The cuts began recently and more reductions are set to follow, people familiar with the matter said, asking not to be identified as the matter is private. The company’s total headcount stood in the region of 1,600 jobs.

The high-profile startup, backed by investors including SoftBank Group Corp and Temasek Holdings Pte, is unravelling after a board investigation revealed it may have inflated its revenue and profit over several years. The company had raised hundreds of millions of dollars, and its demise would deal a blow to the local startup industry’s efforts to attract more global investors.

An adviser is recommending that investors decide whether to liquidate or restructure eFishery as soon as this month, Bloomberg News reported last week. Meanwhile, a trade union organised by staff has been pushing for the company to cancel mass layoff plans and resume its business.

A representative for FTI Consulting Singapore Pte, the adviser hired by eFishery’s board to take over management of the company, declined to comment. News outlet Tech in Asia earlier reported on eFishery’s job cuts.

A preliminary, ongoing probe into the startup estimated that management inflated revenue by almost US$600 million (RM2.6 billion) in the nine months through September last year, Bloomberg News reported earlier. That would mean more than 75% of the reported figures were fake.

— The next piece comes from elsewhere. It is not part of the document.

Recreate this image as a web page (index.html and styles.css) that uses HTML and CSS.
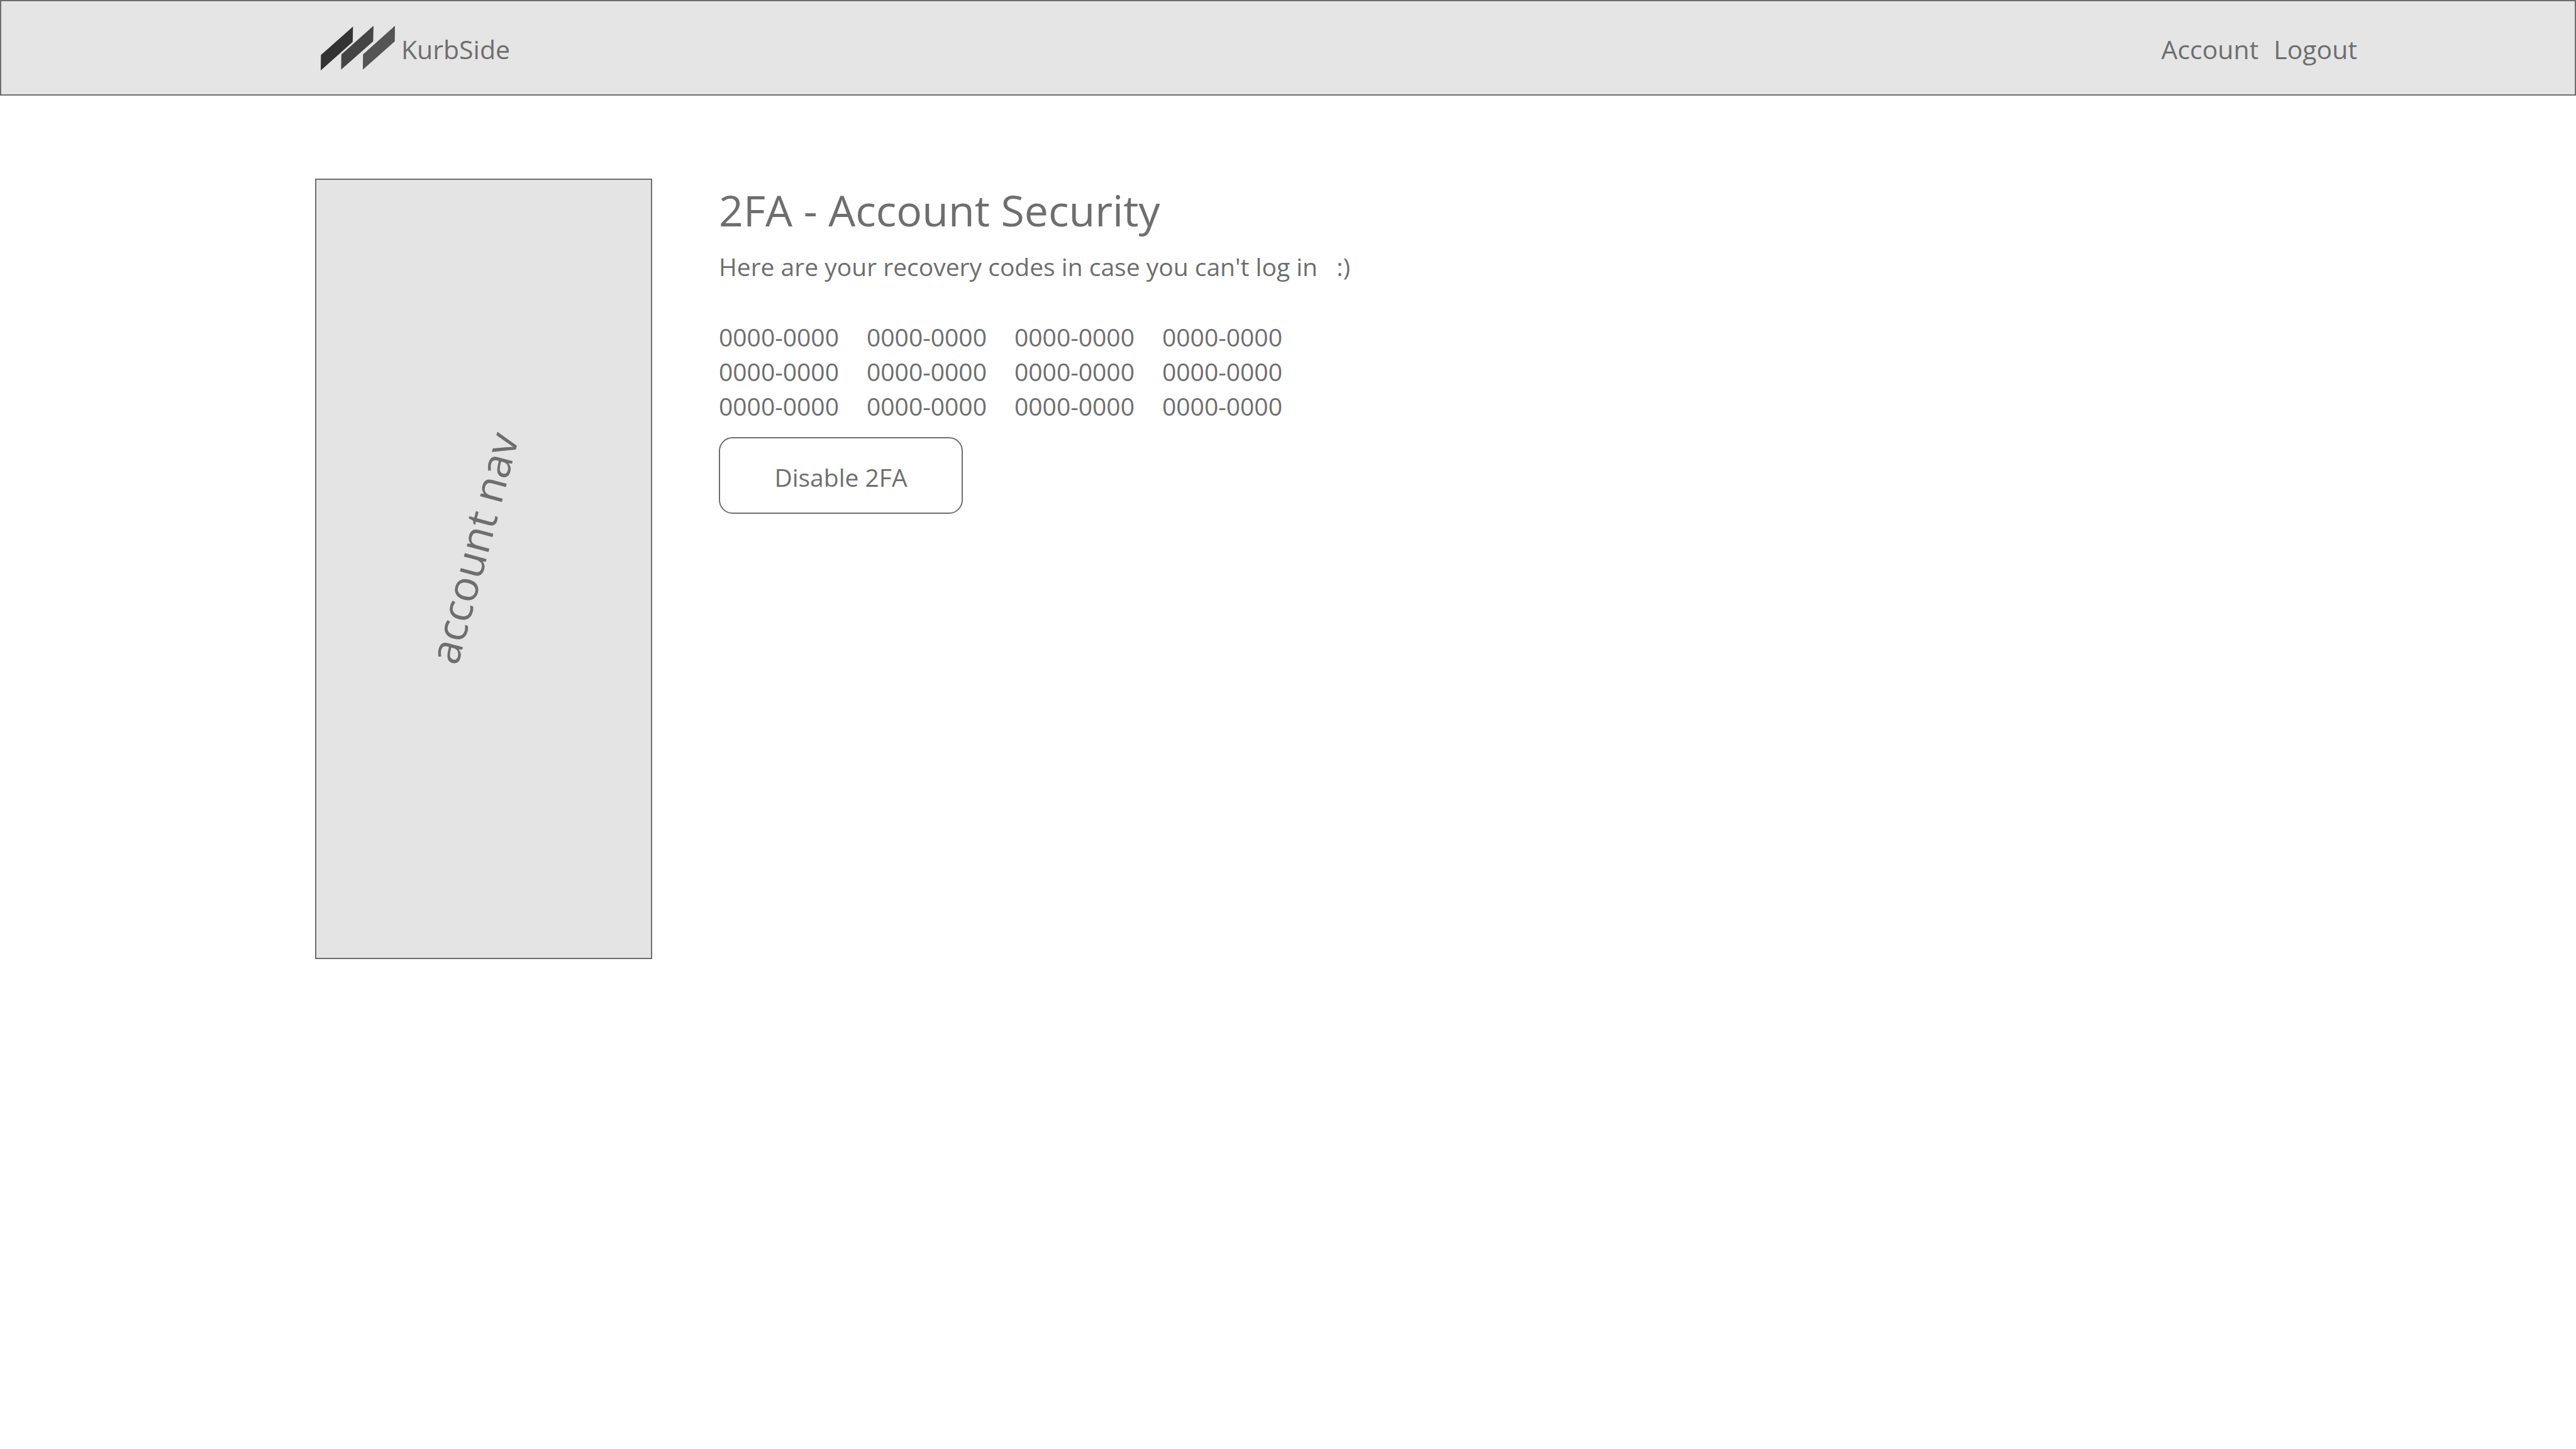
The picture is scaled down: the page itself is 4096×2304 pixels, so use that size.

eFishery, which deploys feeders to fish and shrimp farmers in Indonesia, was a darling of the nation’s startup scene and scored a valuation of US$1.4 billion when G42, an AI firm controlled by United Arab Emirates royal Sheikh Tahnoon bin Zayed Al Nahyan, backed its latest funding round.

It has attempted to modernise the country’s fish industry, providing farmers with smart feeding devices as well as feed, and then buying their produce to sell into the broader market.